Если исключить Ороско, склонного бросаться из одной крайности в другую и потешаться над теориями, то следует признать, что живописи такого размаха действительно нужна опора на философию, которая подводила бы под нее базу. Нужда в философии был не случайна, особенности характеров мексиканских художников здесь ни при чем. Та же нужда побудила Васконселоса, первого покровителя муралистов, построить систему образования в Мексике на основе философии «Космической расы»{97}, а революцию — искать такую традицию, которая помогла бы ей перебороть национальную ограниченность. Ни одна из имевших хождение в Мексике идеологий не устраивала художников, и они обратили свои взоры к марксизму. Но усвоение марксистского образа мыслей не было да и не могло быть обусловлено наличием пролетарского или сколько-нибудь значительного социалистического движения. Единственный смысл марксизма Риверы и его друзей состоял в том, чтобы возместить отсутствие философии Мексиканской революции какой-нибудь всемирной революционной теорией. У этой теории была та же роль, что и у индуистских спекуляций Васконселоса или бергсонианства Касо. Коммунистическая партия еще только складывалась в подполье, а стены государственных учреждений покрывались росписями, пророчившими конец капитализму, и никого, ни художников, ни меценатов, это ничуть не удивляло. Но именно отсутствие какой бы то ни было связи этих умозрительных выкладок с реальностью, которую художник призван выражать, обрекает добрую часть произведений Риверы, Сикейроса и некоторых других на неподлинность. Когда их живопись проповедует, она перестает быть тем, чем они хотели ее видеть: органическим выражением мексиканской реальности. Плод умозрений группы художников и интеллектуалов, эта живопись лишена глубинной связи со своим народом и со своим временем, той связи, которая придавала достоверности Джотто, Чимабуэ{98} или Пьеро делла Франческа. Можно ли одновременно быть официальным живописцем и художником-революционером и при этом не запутаться?
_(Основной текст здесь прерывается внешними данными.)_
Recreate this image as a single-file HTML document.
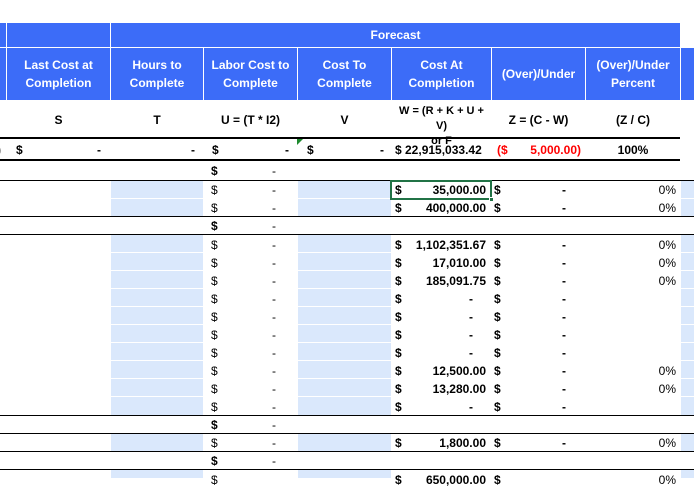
<!DOCTYPE html>
<html><head><meta charset="utf-8"><style>
*{margin:0;padding:0;box-sizing:border-box}
body{width:694px;height:478px;overflow:hidden;background:#fff;font-family:"Liberation Sans",Arial,sans-serif;position:relative;font-size:12px;color:#000}
div{position:absolute}
.b{background:#3c6cf8}
.h{color:#fff;font-weight:bold;font-size:12px;text-align:center;line-height:18px;display:flex;align-items:center;justify-content:center}
.lb{background:#dae8fc}
.t{line-height:18px;white-space:nowrap}
.bd{font-weight:bold}
.r{text-align:right}
.ln{left:0;width:694px;height:1px;background:#000}
</style></head><body>
<!-- header band 1 -->
<div class="b" style="left:0;top:23px;width:6px;height:24px"></div>
<div class="b" style="left:7px;top:23px;width:103px;height:24px"></div>
<div class="b h" style="left:111px;top:23px;width:569px;height:24px">Forecast</div>
<!-- header band 2 -->
<div class="b" style="left:0;top:48px;width:6px;height:52px"></div>
<div class="b h" style="left:7px;top:48px;width:103px;height:52px">Last Cost at<br>Completion</div>
<div class="b h" style="left:111px;top:48px;width:92px;height:52px">Hours to<br>Complete</div>
<div class="b h" style="left:204px;top:48px;width:93px;height:52px">Labor Cost to<br>Complete</div>
<div class="b h" style="left:298px;top:48px;width:93px;height:52px">Cost To<br>Complete</div>
<div class="b h" style="left:392px;top:48px;width:99px;height:52px">Cost At<br>Completion</div>
<div class="b h" style="left:492px;top:48px;width:93px;height:52px">(Over)/Under</div>
<div class="b h" style="left:586px;top:48px;width:94px;height:52px">(Over)/Under<br>Percent</div>
<div class="b" style="left:681px;top:48px;width:13px;height:52px"></div>
<!-- formula row -->
<div class="t bd" style="left:7px;top:111px;width:103px;text-align:center">S</div>
<div class="t bd" style="left:111px;top:111px;width:92px;text-align:center">T</div>
<div class="t bd" style="left:204px;top:111px;width:93px;text-align:center">U = (T * I2)</div>
<div class="t bd" style="left:298px;top:111px;width:93px;text-align:center">V</div>
<div class="bd" style="left:392px;top:104px;width:99px;text-align:center;font-size:11px;line-height:15px">W = (R + K + U + V)<br>or F</div>
<div class="t bd" style="left:492px;top:111px;width:93px;text-align:center">Z = (C - W)</div>
<div class="t bd" style="left:586px;top:111px;width:94px;text-align:center">(Z / C)</div>
<!-- totals -->
<div style="left:0;top:137px;width:680px;height:2px;background:#000"></div>
<div style="left:0;top:159px;width:680px;height:2px;background:#000"></div>
<div style="left:297px;top:139px;width:0;height:0;border-top:6px solid #1e8a2e;border-right:6px solid transparent"></div>
<div class="t bd" style="left:-3px;top:141px">)</div>
<div class="t bd" style="left:16px;top:141px">$</div>
<div class="t bd" style="left:97px;top:141px">-</div>
<div class="t bd" style="left:191px;top:141px">-</div>
<div class="t bd" style="left:212px;top:141px">$</div>
<div class="t bd" style="left:285px;top:141px">-</div>
<div class="t bd" style="left:307px;top:141px">$</div>
<div class="t bd" style="left:380px;top:141px">-</div>
<div class="t bd" style="left:395px;top:141px">$ 22,915,033.42</div>
<div class="t bd" style="left:497px;top:141px;color:#f00">($</div>
<div class="t bd r" style="left:500px;top:141px;width:81px;color:#f00">5,000.00)</div>
<div class="t bd" style="left:586px;top:141px;width:94px;text-align:center">100%</div>

<!-- rows -->
<div class="ln" style="top:180px"></div>
<div class="ln" style="top:216px"></div>
<div class="ln" style="top:234px"></div>
<div class="ln" style="top:415px"></div>
<div class="ln" style="top:433px"></div>
<div class="ln" style="top:451px"></div>
<div class="ln" style="top:469px"></div>

<!-- section rows -->
<div class="t bd" style="left:211px;top:162px">$</div><div class="t" style="left:272px;top:162px">-</div>
<div class="t bd" style="left:211px;top:217px">$</div><div class="t" style="left:272px;top:217px">-</div>
<div class="t bd" style="left:211px;top:416px">$</div><div class="t" style="left:272px;top:416px">-</div>
<div class="t bd" style="left:211px;top:452px">$</div><div class="t" style="left:272px;top:452px">-</div>

<!-- detail rows generated manually -->
<div class="lb" style="left:111px;top:181px;width:92px;height:17px"></div><div class="lb" style="left:298px;top:181px;width:93px;height:17px"></div><div class="lb" style="left:681px;top:181px;width:13px;height:17px"></div>
<div class="t" style="left:211px;top:181px">$</div><div class="t" style="left:272px;top:181px">-</div>
<div class="t bd" style="left:395px;top:181px">$</div><div class="t bd r" style="left:400px;top:181px;width:86px">35,000.00</div>
<div class="t bd" style="left:494px;top:181px">$</div><div class="t bd" style="left:562px;top:181px">-</div><div class="t r" style="left:600px;top:181px;width:76px">0%</div>

<div class="lb" style="left:111px;top:199px;width:92px;height:17px"></div><div class="lb" style="left:298px;top:199px;width:93px;height:17px"></div><div class="lb" style="left:681px;top:199px;width:13px;height:17px"></div>
<div class="t" style="left:211px;top:199px">$</div><div class="t" style="left:272px;top:199px">-</div>
<div class="t bd" style="left:395px;top:199px">$</div><div class="t bd r" style="left:400px;top:199px;width:86px">400,000.00</div>
<div class="t bd" style="left:494px;top:199px">$</div><div class="t bd" style="left:562px;top:199px">-</div><div class="t r" style="left:600px;top:199px;width:76px">0%</div>

<!-- rows 235..415 -->
<div class="lb" style="left:111px;top:235px;width:92px;height:17px"></div><div class="lb" style="left:298px;top:235px;width:93px;height:17px"></div><div class="lb" style="left:681px;top:235px;width:13px;height:17px"></div>
<div class="t" style="left:211px;top:236px">$</div><div class="t" style="left:272px;top:236px">-</div><div class="t bd" style="left:395px;top:236px">$</div><div class="t bd r" style="left:400px;top:236px;width:86px">1,102,351.67</div><div class="t bd" style="left:494px;top:236px">$</div><div class="t bd" style="left:562px;top:236px">-</div><div class="t r" style="left:600px;top:236px;width:76px">0%</div>

<div class="lb" style="left:111px;top:253px;width:92px;height:17px"></div><div class="lb" style="left:298px;top:253px;width:93px;height:17px"></div><div class="lb" style="left:681px;top:253px;width:13px;height:17px"></div>
<div class="t" style="left:211px;top:254px">$</div><div class="t" style="left:272px;top:254px">-</div><div class="t bd" style="left:395px;top:254px">$</div><div class="t bd r" style="left:400px;top:254px;width:86px">17,010.00</div><div class="t bd" style="left:494px;top:254px">$</div><div class="t bd" style="left:562px;top:254px">-</div><div class="t r" style="left:600px;top:254px;width:76px">0%</div>

<div class="lb" style="left:111px;top:271px;width:92px;height:17px"></div><div class="lb" style="left:298px;top:271px;width:93px;height:17px"></div><div class="lb" style="left:681px;top:271px;width:13px;height:17px"></div>
<div class="t" style="left:211px;top:272px">$</div><div class="t" style="left:272px;top:272px">-</div><div class="t bd" style="left:395px;top:272px">$</div><div class="t bd r" style="left:400px;top:272px;width:86px">185,091.75</div><div class="t bd" style="left:494px;top:272px">$</div><div class="t bd" style="left:562px;top:272px">-</div><div class="t r" style="left:600px;top:272px;width:76px">0%</div>

<div class="lb" style="left:111px;top:289px;width:92px;height:17px"></div><div class="lb" style="left:298px;top:289px;width:93px;height:17px"></div><div class="lb" style="left:681px;top:289px;width:13px;height:17px"></div>
<div class="t" style="left:211px;top:290px">$</div><div class="t" style="left:272px;top:290px">-</div><div class="t bd" style="left:395px;top:290px">$</div><div class="t bd r" style="left:400px;top:290px;width:73px">-</div><div class="t bd" style="left:494px;top:290px">$</div><div class="t bd" style="left:562px;top:290px">-</div>

<div class="lb" style="left:111px;top:307px;width:92px;height:17px"></div><div class="lb" style="left:298px;top:307px;width:93px;height:17px"></div><div class="lb" style="left:681px;top:307px;width:13px;height:17px"></div>
<div class="t" style="left:211px;top:308px">$</div><div class="t" style="left:272px;top:308px">-</div><div class="t bd" style="left:395px;top:308px">$</div><div class="t bd r" style="left:400px;top:308px;width:73px">-</div><div class="t bd" style="left:494px;top:308px">$</div><div class="t bd" style="left:562px;top:308px">-</div>

<div class="lb" style="left:111px;top:325px;width:92px;height:17px"></div><div class="lb" style="left:298px;top:325px;width:93px;height:17px"></div><div class="lb" style="left:681px;top:325px;width:13px;height:17px"></div>
<div class="t" style="left:211px;top:326px">$</div><div class="t" style="left:272px;top:326px">-</div><div class="t bd" style="left:395px;top:326px">$</div><div class="t bd r" style="left:400px;top:326px;width:73px">-</div><div class="t bd" style="left:494px;top:326px">$</div><div class="t bd" style="left:562px;top:326px">-</div>

<div class="lb" style="left:111px;top:343px;width:92px;height:17px"></div><div class="lb" style="left:298px;top:343px;width:93px;height:17px"></div><div class="lb" style="left:681px;top:343px;width:13px;height:17px"></div>
<div class="t" style="left:211px;top:344px">$</div><div class="t" style="left:272px;top:344px">-</div><div class="t bd" style="left:395px;top:344px">$</div><div class="t bd r" style="left:400px;top:344px;width:73px">-</div><div class="t bd" style="left:494px;top:344px">$</div><div class="t bd" style="left:562px;top:344px">-</div>

<div class="lb" style="left:111px;top:361px;width:92px;height:17px"></div><div class="lb" style="left:298px;top:361px;width:93px;height:17px"></div><div class="lb" style="left:681px;top:361px;width:13px;height:17px"></div>
<div class="t" style="left:211px;top:362px">$</div><div class="t" style="left:272px;top:362px">-</div><div class="t bd" style="left:395px;top:362px">$</div><div class="t bd r" style="left:400px;top:362px;width:86px">12,500.00</div><div class="t bd" style="left:494px;top:362px">$</div><div class="t bd" style="left:562px;top:362px">-</div><div class="t r" style="left:600px;top:362px;width:76px">0%</div>

<div class="lb" style="left:111px;top:379px;width:92px;height:17px"></div><div class="lb" style="left:298px;top:379px;width:93px;height:17px"></div><div class="lb" style="left:681px;top:379px;width:13px;height:17px"></div>
<div class="t" style="left:211px;top:380px">$</div><div class="t" style="left:272px;top:380px">-</div><div class="t bd" style="left:395px;top:380px">$</div><div class="t bd r" style="left:400px;top:380px;width:86px">13,280.00</div><div class="t bd" style="left:494px;top:380px">$</div><div class="t bd" style="left:562px;top:380px">-</div><div class="t r" style="left:600px;top:380px;width:76px">0%</div>

<div class="lb" style="left:111px;top:397px;width:92px;height:18px"></div><div class="lb" style="left:298px;top:397px;width:93px;height:18px"></div><div class="lb" style="left:681px;top:397px;width:13px;height:18px"></div>
<div class="t" style="left:211px;top:398px">$</div><div class="t" style="left:272px;top:398px">-</div><div class="t bd" style="left:395px;top:398px">$</div><div class="t bd r" style="left:400px;top:398px;width:73px">-</div><div class="t bd" style="left:494px;top:398px">$</div><div class="t bd" style="left:562px;top:398px">-</div>

<div class="lb" style="left:111px;top:434px;width:92px;height:17px"></div><div class="lb" style="left:298px;top:434px;width:93px;height:17px"></div><div class="lb" style="left:681px;top:434px;width:13px;height:17px"></div>
<div class="t" style="left:211px;top:434px">$</div><div class="t" style="left:272px;top:434px">-</div><div class="t bd" style="left:395px;top:434px">$</div><div class="t bd r" style="left:400px;top:434px;width:86px">1,800.00</div><div class="t bd" style="left:494px;top:434px">$</div><div class="t bd" style="left:562px;top:434px">-</div><div class="t r" style="left:600px;top:434px;width:76px">0%</div>

<div class="lb" style="left:111px;top:470px;width:92px;height:8px"></div><div class="lb" style="left:298px;top:470px;width:93px;height:8px"></div><div class="lb" style="left:681px;top:470px;width:13px;height:8px"></div>
<div class="t" style="left:211px;top:471px">$</div><div class="t bd" style="left:395px;top:471px">$</div><div class="t bd r" style="left:400px;top:471px;width:86px">650,000.00</div><div class="t bd" style="left:494px;top:471px">$</div><div class="t r" style="left:600px;top:471px;width:76px">0%</div>

<!-- selection -->
<div style="left:390px;top:180px;width:102px;height:20px;border:2px solid #217346"></div>
<div style="left:489px;top:197px;width:5px;height:5px;background:#217346;border:1px solid #fff"></div>
</body></html>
И все же идеология в этой живописи только оболочка, кожура. Если ее снять, откроется, что эта живопись — одно из самых глубоких выражений нашей революции. Даже сама ее ограниченность, стремление встать на такую точку зрения, которая бы позволила преодолеть все противоречия, а равно ее ослепительные находки — все это уходит корнями в движение, зародившееся в 1910 году. И в этом смысле настенная живопись на свой лад органична. Свое собственное лицо, подлинность и величие она обретает именно благодаря этому, а вовсе не идеологическим претензиям.
Идеология не способствовала установлению органических связей с реальным миром, но она сделала видение мира целостным. Тот, кто внимательно посмотрит на работы Диего Риверы, сразу увидит, что перед ним не столько диалектический материалист, сколько просто материалист, я хочу сказать — поклонник материи как некой космической субстанции. Более всего Ривера чтит и живописует именно материю. Она для него воплощение материнства: огромное чрево, огромный рот, огромная могила. Всепоглощающее и всепорождающее необъятное лоно, материя — покоящаяся женская фигура, дремлющая с виду, а на самом деле затаившая внутреннюю жизнь, непрестанное произрастание, как все великие божества плодородия. Мощный эротизм понуждает этого живописца воображать мир как нескончаемый поток форм, струящийся пред отсутствующим и вечно животворным взором матери. Как обитель блаженных. Размножение и произрастание в зеленых кущах первоистоков. Его фрески кишат людьми, растениями, механизмами, знаками — все это словно увидено под микроскопом, инструментом, который так нравится художнику. В этой буйной поросли есть что-то восточное. Страх перед пустотами заставляет его так плотно заполнять пространство фигурами, что кажется, каких бы размеров стена ни была, она вот-вот взорвется под напором копошащихся в ней существ. Ничто так не заказано этой распираемой изнутри недвижности первого дня творения, как борьба противоречий в диалектической концепции истории. И вот потому-то когда Ривера берется за историю, он впадает в иллюстративность.